- 1.3kg/3lbs Cassava (Manioc/Yucca) root
- 5 Egg Yolks
- 5 Egg Whites, beaten to stiff peaks
- 225g/8oz Granulated Sugar
- 225/8oz Margarine
- 75g/3oz Desiccated Coconut
- 50g/2oz freshly grated Parmesan Cheese
- 480ml/16fl.oz. Milk
- 1 tbsp Baking Powder
- A pinch of salt
- 1/2 teasp Ground cinnamon
1. Preheat the oven to 200C, 400F, Gas Mark 6 and lightly butter a 22cm/9-inch springform tin.
2. Peel the cassava root and grate it into a large mixing bowl. Cover with plenty of cold water, mix well, then press the grated cassava through a cloth (or fine strainer) making sure you press out as much of the water as possible.

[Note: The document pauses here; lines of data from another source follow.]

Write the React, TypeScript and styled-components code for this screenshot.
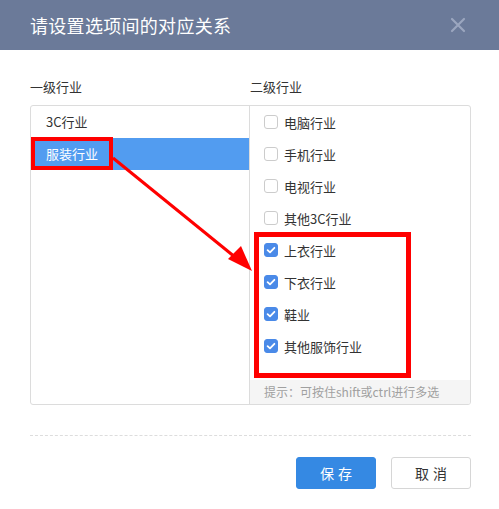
import React from "react";
import styled, { createGlobalStyle } from "styled-components";

const GlobalStyle = createGlobalStyle`
  html, body {
    margin: 0;
    padding: 0;
    background: #ffffff;
  }
  body {
    font-family: "Noto Sans CJK SC", "Open Sans", "Liberation Sans", sans-serif;
  }
`;

const Dialog = styled.div`
  position: relative;
  width: 499px;
  height: 509px;
  background: #ffffff;
  display: flex;
  flex-direction: column;
  overflow: hidden;
`;

const Header = styled.div`
  height: 50px;
  background: #6b7a99;
  display: flex;
  align-items: center;
  justify-content: space-between;
  padding: 0 30px;
  flex-shrink: 0;
`;

const Title = styled.h2`
  margin: 0;
  font-size: 18px;
  font-weight: normal;
  color: #ffffff;
  letter-spacing: 0.3px;
`;

const CloseButton = styled.button`
  border: none;
  background: none;
  padding: 0;
  margin-right: 1px;
  width: 20px;
  height: 20px;
  display: flex;
  align-items: center;
  justify-content: center;
  cursor: pointer;
`;

const Body = styled.div`
  padding: 27px 28px 0 30px;
  display: flex;
  flex-direction: column;
`;

const Labels = styled.div`
  display: grid;
  grid-template-columns: 220px 1fr;
  height: 20px;
  line-height: 20px;
  font-size: 13px;
  color: #333;
  margin-bottom: 8px;
`;

const Panel = styled.div`
  display: grid;
  grid-template-columns: 219px 1fr;
  height: 300px;
  border: 1px solid #dcdcdc;
  border-radius: 3px;
  box-sizing: border-box;
  overflow: hidden;
`;

const LeftList = styled.div`
  border-right: 1px solid #dcdcdc;
`;

const LeftItem = styled.div<{ $active?: boolean }>`
  height: 32px;
  line-height: 32px;
  padding-left: 15px;
  font-size: 13px;
  color: ${({ $active }) => ($active ? "#ffffff" : "#333")};
  background: ${({ $active }) => ($active ? "#529cf0" : "transparent")};
`;

const RightCol = styled.div`
  display: flex;
  flex-direction: column;
`;

const RightList = styled.div`
  flex: 1;
`;

const CheckRow = styled.label`
  height: 32px;
  display: flex;
  align-items: center;
  gap: 6px;
  padding-left: 14px;
  font-size: 13px;
  color: #333;
`;

const Box = styled.span<{ $checked?: boolean }>`
  width: 14px;
  height: 14px;
  box-sizing: border-box;
  border-radius: 3px;
  border: 1px solid ${({ $checked }) => ($checked ? "#4a8ae8" : "#cccccc")};
  background: ${({ $checked }) => ($checked ? "#4a8ae8" : "#ffffff")};
  display: flex;
  align-items: center;
  justify-content: center;
`;

const Hint = styled.div`
  height: 24px;
  line-height: 24px;
  background: #f5f5f5;
  padding-left: 14px;
  font-size: 12px;
  color: #a0a0a0;
`;

const Divider = styled.div`
  margin-top: 30px;
  border-top: 1px dashed #dddddd;
`;

const Footer = styled.div`
  display: flex;
  justify-content: flex-end;
  gap: 15px;
  margin-top: 21px;
`;

const Button = styled.button<{ $primary?: boolean }>`
  width: 80px;
  height: 32px;
  box-sizing: border-box;
  border-radius: 3px;
  font-family: inherit;
  font-size: 14px;
  letter-spacing: 4px;
  text-indent: 4px;
  border: 1px solid ${({ $primary }) => ($primary ? "#3589e3" : "#d6d6d6")};
  background: ${({ $primary }) => ($primary ? "#3589e3" : "#ffffff")};
  color: ${({ $primary }) => ($primary ? "#ffffff" : "#333")};
  cursor: pointer;
`;

const Annotation = styled.svg`
  position: absolute;
  left: 0;
  top: 0;
  pointer-events: none;
`;

const Check = () => (
  <svg width="10" height="10" viewBox="0 0 10 10">
    <path d="M1.6 5.2 L4 7.4 L8.4 2.8" fill="none" stroke="#fff" strokeWidth="1.8" strokeLinecap="round" strokeLinejoin="round" />
  </svg>
);

const secondLevel = [
  { name: "电脑行业", checked: false },
  { name: "手机行业", checked: false },
  { name: "电视行业", checked: false },
  { name: "其他3C行业", checked: false },
  { name: "上衣行业", checked: true },
  { name: "下衣行业", checked: true },
  { name: "鞋业", checked: true },
  { name: "其他服饰行业", checked: true },
];

export default function App() {
  return (
    <>
      <GlobalStyle />
      <Dialog>
        <Header>
          <Title>请设置选项间的对应关系</Title>
          <CloseButton>
            <svg width="16" height="16" viewBox="0 0 16 16">
              <path d="M2 2 L14 14 M14 2 L2 14" stroke="#9ba6bf" strokeWidth="2.2" strokeLinecap="round" />
            </svg>
          </CloseButton>
        </Header>
        <Body>
          <Labels>
            <span>一级行业</span>
            <span>二级行业</span>
          </Labels>
          <Panel>
            <LeftList>
              <LeftItem>3C行业</LeftItem>
              <LeftItem $active>服装行业</LeftItem>
            </LeftList>
            <RightCol>
              <RightList>
                {secondLevel.map((item) => (
                  <CheckRow key={item.name}>
                    <Box $checked={item.checked}>{item.checked && <Check />}</Box>
                    {item.name}
                  </CheckRow>
                ))}
              </RightList>
              <Hint>提示：可按住shift或ctrl进行多选</Hint>
            </RightCol>
          </Panel>
          <Divider />
          <Footer>
            <Button $primary>保存</Button>
            <Button>取消</Button>
          </Footer>
        </Body>
        <Annotation width="499" height="509" viewBox="0 0 499 509">
          <rect x="33" y="139" width="78" height="29" fill="none" stroke="#ff0000" strokeWidth="4" />
          <rect x="256.5" y="234.5" width="152" height="141" fill="none" stroke="#ff0000" strokeWidth="5" />
          <line x1="113" y1="158" x2="246" y2="266" stroke="#ff0000" strokeWidth="3" />
          <path d="M252 271 L228 259 L241 246 Z" fill="#ff0000" />
        </Annotation>
      </Dialog>
    </>
  );
}
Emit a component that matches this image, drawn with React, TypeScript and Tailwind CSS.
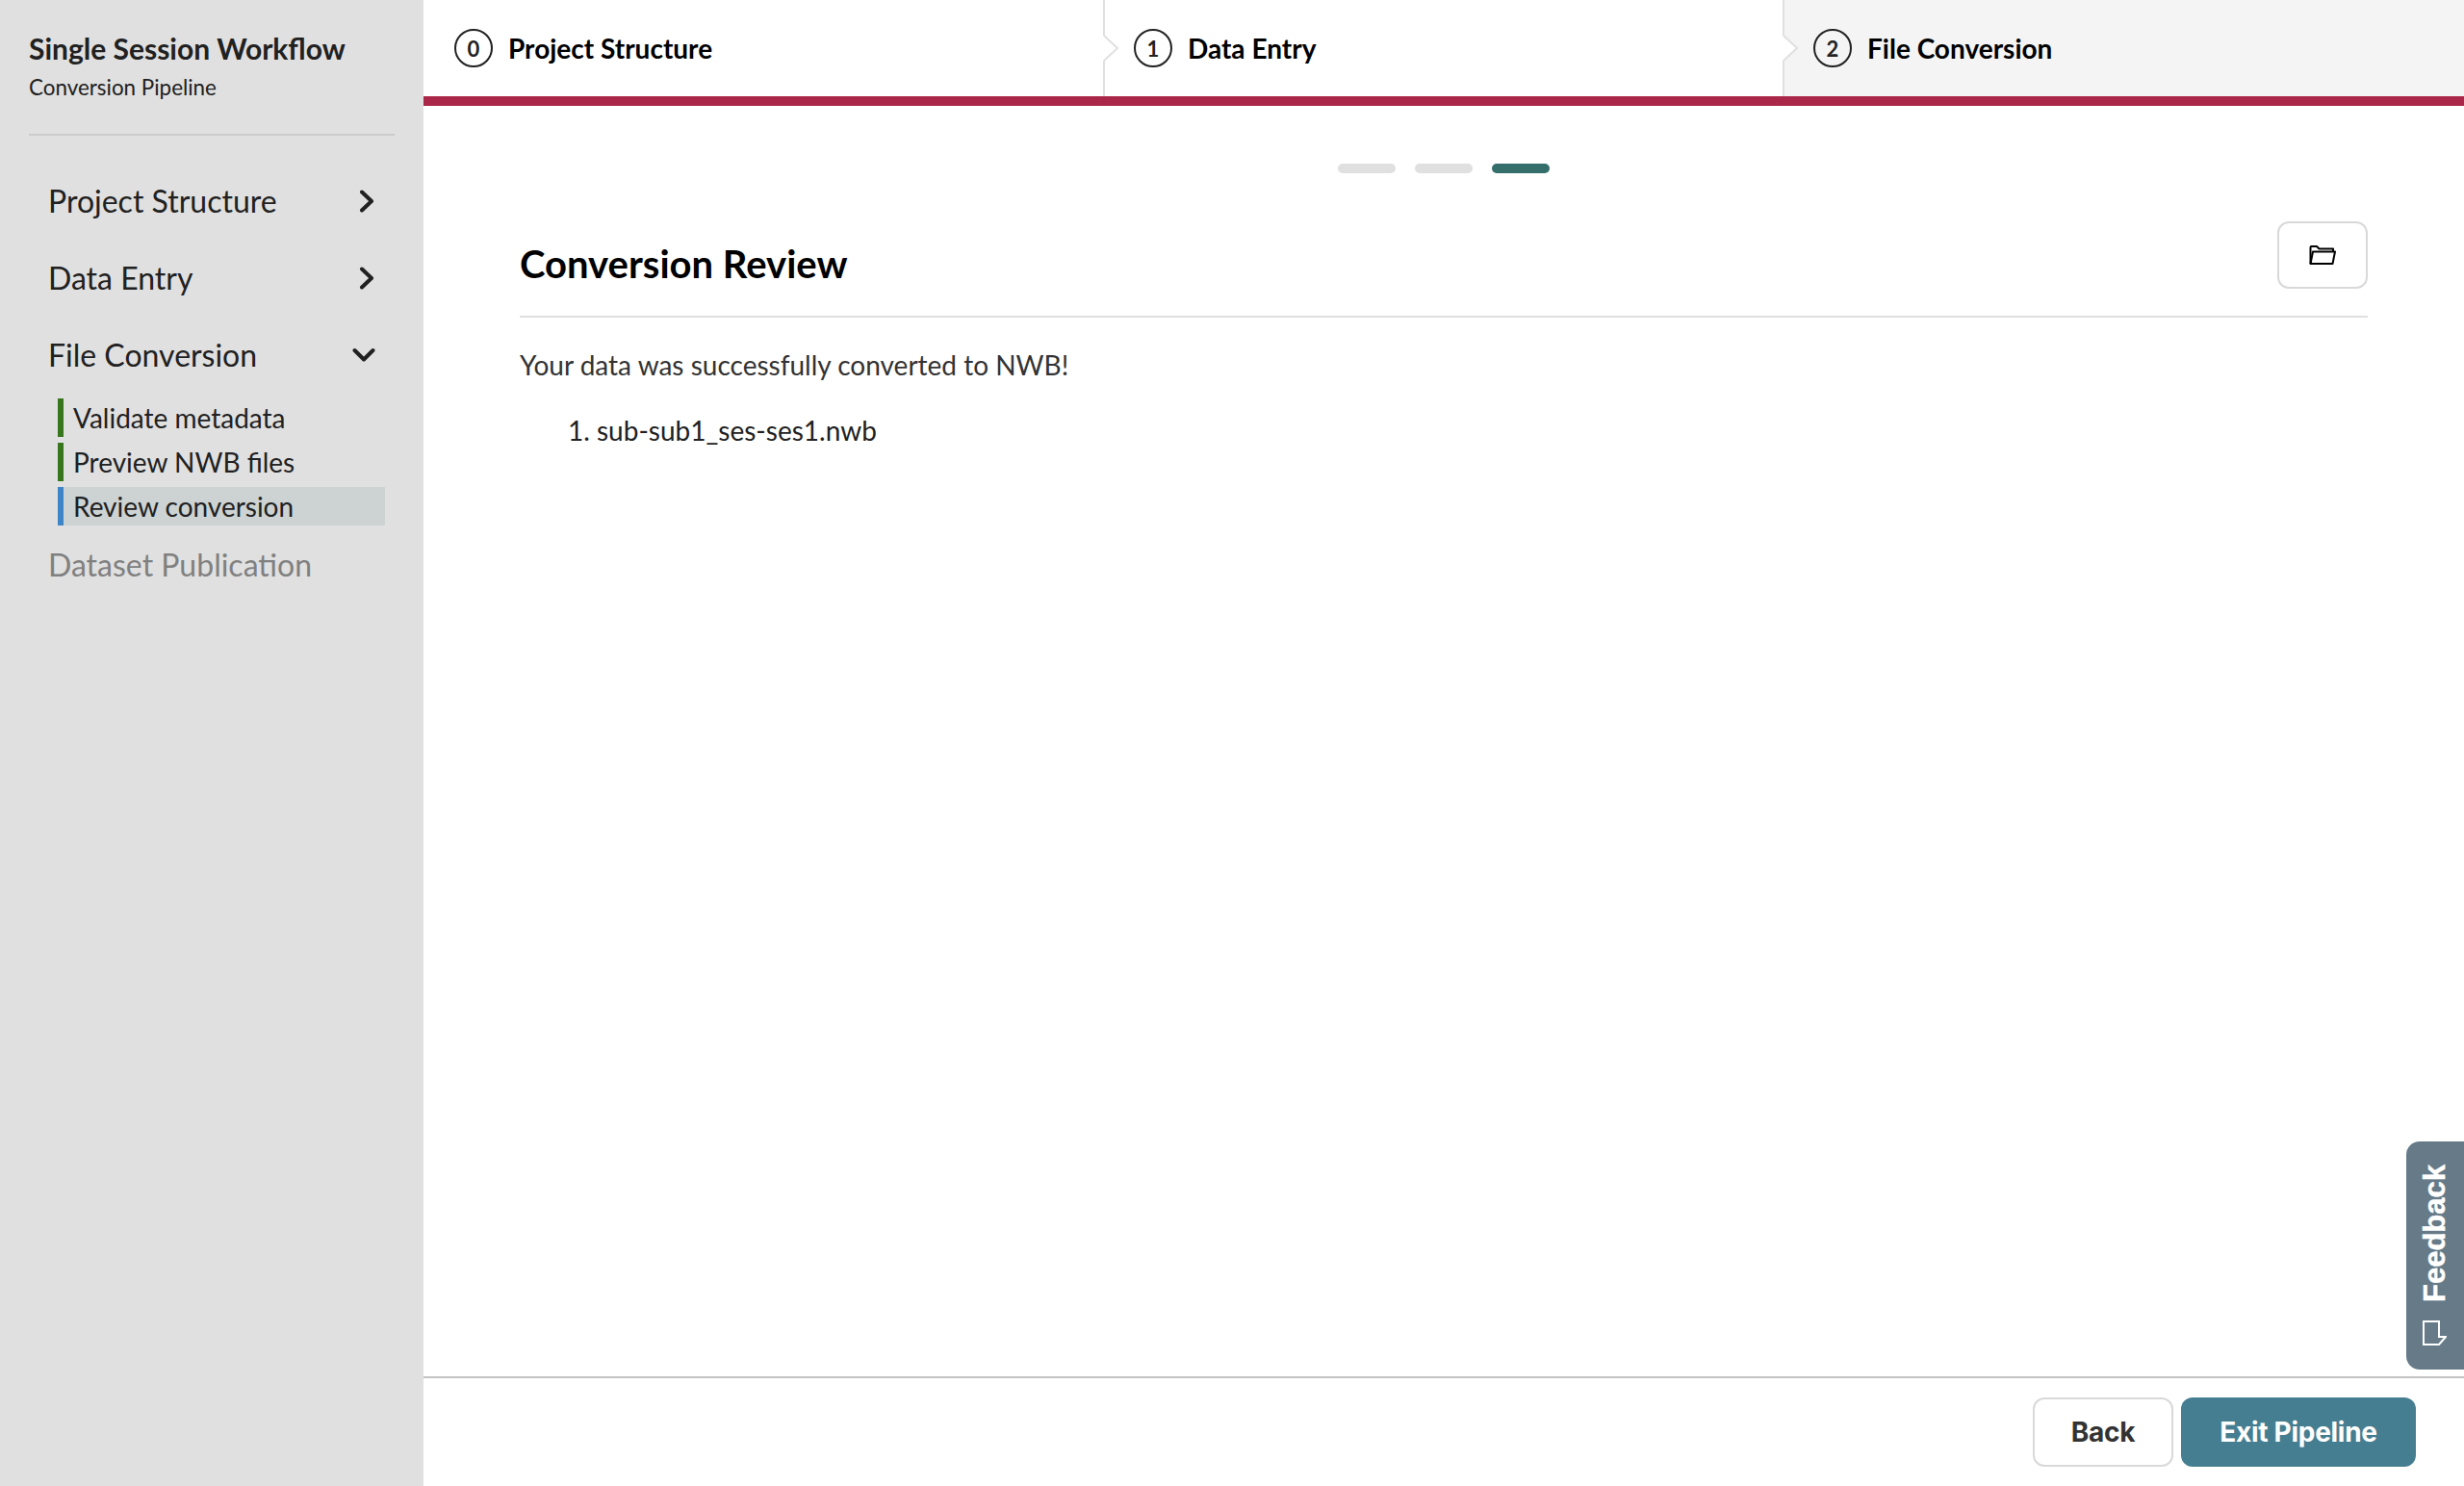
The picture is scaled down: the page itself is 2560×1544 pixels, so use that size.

3. Place the squeezed out cassava into a large mixing bowl together with the grated coconut, cheese, margarine, sugar, egg yolks, cinnamon, egg whites. Mix well then add the milk with a pinch of salt and the baking powder. Beat with a wooden spoon to thoroughly blend.
4. Transfer to the greased baking tin and bake for about 50 minutes or until a toothpick inserted in centre comes out clean. Serve warm or cold.